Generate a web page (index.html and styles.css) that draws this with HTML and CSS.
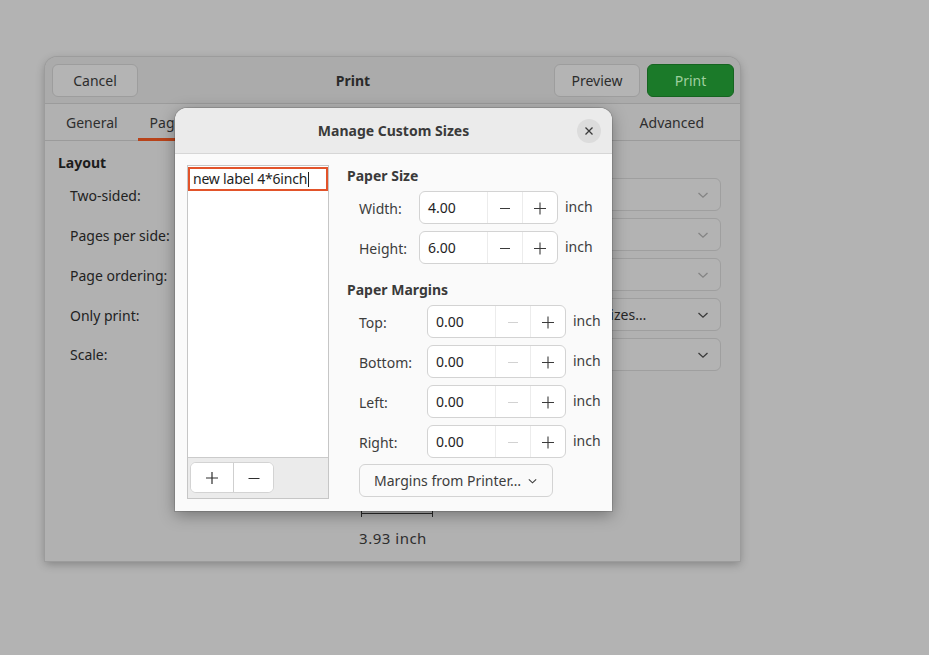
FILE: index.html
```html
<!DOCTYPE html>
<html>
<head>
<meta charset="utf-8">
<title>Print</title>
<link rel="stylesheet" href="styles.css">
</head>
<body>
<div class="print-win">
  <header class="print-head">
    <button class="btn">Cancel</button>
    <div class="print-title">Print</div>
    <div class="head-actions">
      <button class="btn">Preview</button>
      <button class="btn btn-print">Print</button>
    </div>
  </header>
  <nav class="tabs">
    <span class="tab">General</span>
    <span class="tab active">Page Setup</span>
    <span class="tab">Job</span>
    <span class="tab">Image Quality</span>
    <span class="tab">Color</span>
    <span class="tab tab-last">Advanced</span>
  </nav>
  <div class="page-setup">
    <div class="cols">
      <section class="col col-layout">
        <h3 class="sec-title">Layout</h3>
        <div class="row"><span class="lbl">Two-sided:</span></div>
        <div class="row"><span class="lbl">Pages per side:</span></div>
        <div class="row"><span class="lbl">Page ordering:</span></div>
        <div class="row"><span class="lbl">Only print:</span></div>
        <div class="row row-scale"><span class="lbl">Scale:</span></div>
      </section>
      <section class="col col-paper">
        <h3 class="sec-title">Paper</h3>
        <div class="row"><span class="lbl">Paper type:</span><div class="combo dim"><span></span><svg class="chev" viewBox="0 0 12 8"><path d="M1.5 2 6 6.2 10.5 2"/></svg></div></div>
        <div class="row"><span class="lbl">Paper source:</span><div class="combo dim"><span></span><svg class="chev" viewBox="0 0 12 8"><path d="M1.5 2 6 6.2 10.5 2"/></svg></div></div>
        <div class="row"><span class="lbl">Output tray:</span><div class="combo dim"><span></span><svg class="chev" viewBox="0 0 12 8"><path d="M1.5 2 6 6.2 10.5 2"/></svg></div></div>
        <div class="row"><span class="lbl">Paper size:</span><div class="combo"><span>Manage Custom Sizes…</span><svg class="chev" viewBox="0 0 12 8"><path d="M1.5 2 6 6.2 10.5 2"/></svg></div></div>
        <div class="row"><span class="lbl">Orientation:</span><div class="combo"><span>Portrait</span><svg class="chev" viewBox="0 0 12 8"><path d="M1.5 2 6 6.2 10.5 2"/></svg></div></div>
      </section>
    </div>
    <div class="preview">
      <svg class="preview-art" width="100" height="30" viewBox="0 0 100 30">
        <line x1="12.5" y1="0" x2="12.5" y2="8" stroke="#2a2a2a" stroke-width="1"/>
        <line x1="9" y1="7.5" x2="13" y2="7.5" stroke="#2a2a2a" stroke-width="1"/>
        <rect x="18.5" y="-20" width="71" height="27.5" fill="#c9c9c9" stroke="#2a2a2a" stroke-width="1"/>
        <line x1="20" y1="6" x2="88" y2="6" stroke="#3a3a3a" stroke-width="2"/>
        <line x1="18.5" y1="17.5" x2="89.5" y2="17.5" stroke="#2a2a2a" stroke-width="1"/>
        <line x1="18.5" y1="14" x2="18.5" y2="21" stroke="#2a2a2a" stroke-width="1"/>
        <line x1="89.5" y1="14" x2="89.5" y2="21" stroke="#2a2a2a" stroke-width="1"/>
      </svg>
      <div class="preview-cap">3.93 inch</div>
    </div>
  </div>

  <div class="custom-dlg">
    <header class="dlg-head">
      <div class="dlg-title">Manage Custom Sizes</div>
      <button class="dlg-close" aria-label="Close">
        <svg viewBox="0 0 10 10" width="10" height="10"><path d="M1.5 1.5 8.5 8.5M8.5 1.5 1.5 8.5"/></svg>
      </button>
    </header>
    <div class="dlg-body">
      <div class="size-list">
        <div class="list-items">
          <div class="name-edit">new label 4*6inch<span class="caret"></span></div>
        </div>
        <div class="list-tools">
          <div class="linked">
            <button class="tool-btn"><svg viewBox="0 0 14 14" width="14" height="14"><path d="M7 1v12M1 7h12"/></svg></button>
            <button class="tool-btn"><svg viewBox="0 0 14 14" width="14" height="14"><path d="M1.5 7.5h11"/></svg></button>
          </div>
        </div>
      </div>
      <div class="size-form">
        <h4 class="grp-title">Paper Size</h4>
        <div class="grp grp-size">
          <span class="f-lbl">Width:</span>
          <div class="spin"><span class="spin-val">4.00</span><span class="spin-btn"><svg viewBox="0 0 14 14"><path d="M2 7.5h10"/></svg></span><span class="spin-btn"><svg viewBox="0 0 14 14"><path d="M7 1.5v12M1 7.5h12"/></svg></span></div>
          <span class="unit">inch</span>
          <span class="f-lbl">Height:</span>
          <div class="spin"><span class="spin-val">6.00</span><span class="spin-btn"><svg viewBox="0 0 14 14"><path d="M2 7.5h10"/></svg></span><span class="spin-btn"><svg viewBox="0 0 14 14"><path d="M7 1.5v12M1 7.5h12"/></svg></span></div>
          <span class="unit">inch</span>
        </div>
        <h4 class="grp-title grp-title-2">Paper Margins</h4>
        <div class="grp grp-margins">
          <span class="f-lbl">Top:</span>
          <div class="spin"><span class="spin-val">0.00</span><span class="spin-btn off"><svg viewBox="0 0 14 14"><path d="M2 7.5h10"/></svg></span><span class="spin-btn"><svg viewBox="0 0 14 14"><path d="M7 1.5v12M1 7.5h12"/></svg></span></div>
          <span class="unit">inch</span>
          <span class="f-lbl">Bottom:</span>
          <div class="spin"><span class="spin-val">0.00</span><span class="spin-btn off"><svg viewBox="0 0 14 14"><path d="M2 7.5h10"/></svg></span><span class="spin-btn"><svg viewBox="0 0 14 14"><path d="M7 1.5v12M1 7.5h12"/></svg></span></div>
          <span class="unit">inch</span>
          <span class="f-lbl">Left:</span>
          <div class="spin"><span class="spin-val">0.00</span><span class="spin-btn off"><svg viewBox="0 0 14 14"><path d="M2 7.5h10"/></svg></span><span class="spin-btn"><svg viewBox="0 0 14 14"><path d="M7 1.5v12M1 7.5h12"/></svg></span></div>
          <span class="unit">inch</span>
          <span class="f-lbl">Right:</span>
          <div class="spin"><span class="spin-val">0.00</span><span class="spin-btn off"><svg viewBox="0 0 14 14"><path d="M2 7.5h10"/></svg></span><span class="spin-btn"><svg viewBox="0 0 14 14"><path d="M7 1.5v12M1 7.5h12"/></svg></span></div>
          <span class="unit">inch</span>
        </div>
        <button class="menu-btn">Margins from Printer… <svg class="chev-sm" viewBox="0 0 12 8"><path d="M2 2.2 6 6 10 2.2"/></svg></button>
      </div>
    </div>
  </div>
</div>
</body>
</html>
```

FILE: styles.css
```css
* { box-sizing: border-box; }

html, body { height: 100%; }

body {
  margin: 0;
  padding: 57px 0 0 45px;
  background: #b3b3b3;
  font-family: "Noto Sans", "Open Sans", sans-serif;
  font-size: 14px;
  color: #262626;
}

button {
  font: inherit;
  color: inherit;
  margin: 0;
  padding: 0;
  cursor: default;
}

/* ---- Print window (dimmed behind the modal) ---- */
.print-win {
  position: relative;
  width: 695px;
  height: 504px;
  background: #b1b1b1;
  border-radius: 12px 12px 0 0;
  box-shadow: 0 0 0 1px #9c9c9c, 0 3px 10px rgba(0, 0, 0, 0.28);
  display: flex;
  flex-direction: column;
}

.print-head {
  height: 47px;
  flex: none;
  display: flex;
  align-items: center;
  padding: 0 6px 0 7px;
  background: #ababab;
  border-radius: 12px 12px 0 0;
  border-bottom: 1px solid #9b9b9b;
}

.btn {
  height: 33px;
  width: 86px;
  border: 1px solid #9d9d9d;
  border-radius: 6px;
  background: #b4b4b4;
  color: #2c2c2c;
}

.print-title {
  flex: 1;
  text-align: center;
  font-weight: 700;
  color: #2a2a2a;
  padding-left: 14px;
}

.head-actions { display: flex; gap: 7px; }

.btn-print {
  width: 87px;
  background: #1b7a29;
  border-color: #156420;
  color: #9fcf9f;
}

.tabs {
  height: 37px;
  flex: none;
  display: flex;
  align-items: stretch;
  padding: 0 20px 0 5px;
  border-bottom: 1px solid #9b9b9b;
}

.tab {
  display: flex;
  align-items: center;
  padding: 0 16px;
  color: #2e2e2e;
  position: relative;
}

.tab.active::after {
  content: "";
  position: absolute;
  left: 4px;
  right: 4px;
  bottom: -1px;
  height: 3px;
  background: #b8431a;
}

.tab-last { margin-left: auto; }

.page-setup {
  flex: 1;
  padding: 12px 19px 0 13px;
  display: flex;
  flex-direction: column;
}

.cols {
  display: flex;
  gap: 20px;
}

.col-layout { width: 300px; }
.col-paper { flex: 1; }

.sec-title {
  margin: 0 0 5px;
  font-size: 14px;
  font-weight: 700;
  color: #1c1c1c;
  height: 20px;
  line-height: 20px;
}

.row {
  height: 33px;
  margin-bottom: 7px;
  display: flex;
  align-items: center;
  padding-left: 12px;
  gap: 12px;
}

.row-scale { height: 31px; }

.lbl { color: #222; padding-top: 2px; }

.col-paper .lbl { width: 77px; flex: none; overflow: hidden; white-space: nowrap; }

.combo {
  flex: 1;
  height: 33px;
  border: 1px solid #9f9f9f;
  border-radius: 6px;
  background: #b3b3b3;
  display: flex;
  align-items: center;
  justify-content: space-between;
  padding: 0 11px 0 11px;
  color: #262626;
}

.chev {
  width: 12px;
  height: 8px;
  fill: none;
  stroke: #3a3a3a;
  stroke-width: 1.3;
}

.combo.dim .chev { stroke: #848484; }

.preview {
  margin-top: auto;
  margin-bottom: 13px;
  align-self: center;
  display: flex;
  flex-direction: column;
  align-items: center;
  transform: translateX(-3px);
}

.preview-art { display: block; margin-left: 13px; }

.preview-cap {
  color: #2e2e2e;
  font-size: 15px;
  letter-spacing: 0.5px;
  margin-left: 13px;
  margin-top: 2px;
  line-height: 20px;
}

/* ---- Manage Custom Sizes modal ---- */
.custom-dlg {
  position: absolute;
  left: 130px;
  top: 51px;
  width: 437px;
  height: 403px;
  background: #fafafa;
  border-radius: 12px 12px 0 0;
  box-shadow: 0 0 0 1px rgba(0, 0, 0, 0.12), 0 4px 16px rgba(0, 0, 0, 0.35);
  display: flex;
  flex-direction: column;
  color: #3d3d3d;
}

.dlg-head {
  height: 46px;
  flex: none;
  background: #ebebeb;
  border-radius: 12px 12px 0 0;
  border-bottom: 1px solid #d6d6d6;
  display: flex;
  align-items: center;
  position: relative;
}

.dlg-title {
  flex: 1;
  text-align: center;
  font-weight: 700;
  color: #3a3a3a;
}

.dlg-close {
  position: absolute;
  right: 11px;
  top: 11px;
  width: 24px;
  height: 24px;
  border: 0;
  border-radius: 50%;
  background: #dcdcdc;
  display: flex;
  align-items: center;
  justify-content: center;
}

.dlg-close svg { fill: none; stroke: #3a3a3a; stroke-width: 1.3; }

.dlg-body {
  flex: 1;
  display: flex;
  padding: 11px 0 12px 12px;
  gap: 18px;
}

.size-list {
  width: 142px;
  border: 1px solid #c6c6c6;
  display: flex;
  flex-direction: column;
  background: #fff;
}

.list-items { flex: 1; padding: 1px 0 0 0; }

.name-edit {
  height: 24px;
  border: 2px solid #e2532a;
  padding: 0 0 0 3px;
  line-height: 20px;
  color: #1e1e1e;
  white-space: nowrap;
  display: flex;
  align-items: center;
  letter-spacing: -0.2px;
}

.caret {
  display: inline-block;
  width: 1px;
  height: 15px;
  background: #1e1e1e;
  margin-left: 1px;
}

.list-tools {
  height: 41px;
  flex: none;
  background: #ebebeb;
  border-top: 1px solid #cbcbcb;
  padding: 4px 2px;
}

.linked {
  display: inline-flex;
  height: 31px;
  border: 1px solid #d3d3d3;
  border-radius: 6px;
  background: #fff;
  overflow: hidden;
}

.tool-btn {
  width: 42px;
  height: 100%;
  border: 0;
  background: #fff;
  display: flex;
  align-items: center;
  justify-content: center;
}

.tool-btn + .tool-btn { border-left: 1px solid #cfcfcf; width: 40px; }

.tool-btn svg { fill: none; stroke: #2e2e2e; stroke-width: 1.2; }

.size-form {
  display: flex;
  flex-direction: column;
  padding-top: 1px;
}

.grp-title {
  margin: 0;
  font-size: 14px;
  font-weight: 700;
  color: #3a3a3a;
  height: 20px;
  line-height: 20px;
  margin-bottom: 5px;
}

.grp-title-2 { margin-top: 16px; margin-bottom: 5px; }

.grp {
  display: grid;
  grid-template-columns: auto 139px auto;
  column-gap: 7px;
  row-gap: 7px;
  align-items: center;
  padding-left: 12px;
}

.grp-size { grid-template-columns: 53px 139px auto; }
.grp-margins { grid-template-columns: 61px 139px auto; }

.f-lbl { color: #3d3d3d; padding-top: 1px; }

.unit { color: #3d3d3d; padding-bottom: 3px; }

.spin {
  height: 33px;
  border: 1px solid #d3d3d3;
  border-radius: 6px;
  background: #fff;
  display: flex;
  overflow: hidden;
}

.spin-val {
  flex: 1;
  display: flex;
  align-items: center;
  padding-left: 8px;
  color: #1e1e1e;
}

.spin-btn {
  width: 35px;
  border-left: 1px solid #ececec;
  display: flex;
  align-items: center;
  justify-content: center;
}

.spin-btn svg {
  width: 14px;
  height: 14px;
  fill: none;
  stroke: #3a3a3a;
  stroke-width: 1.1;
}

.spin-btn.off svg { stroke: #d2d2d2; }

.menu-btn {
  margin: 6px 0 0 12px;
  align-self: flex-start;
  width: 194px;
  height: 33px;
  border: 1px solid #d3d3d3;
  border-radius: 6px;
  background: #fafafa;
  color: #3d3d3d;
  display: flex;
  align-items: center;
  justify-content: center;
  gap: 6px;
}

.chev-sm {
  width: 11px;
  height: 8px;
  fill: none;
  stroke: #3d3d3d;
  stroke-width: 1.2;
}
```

--------------------

# Do this:
Lines containing the word "index" are to be tallied; report only the total.

# Task result:
2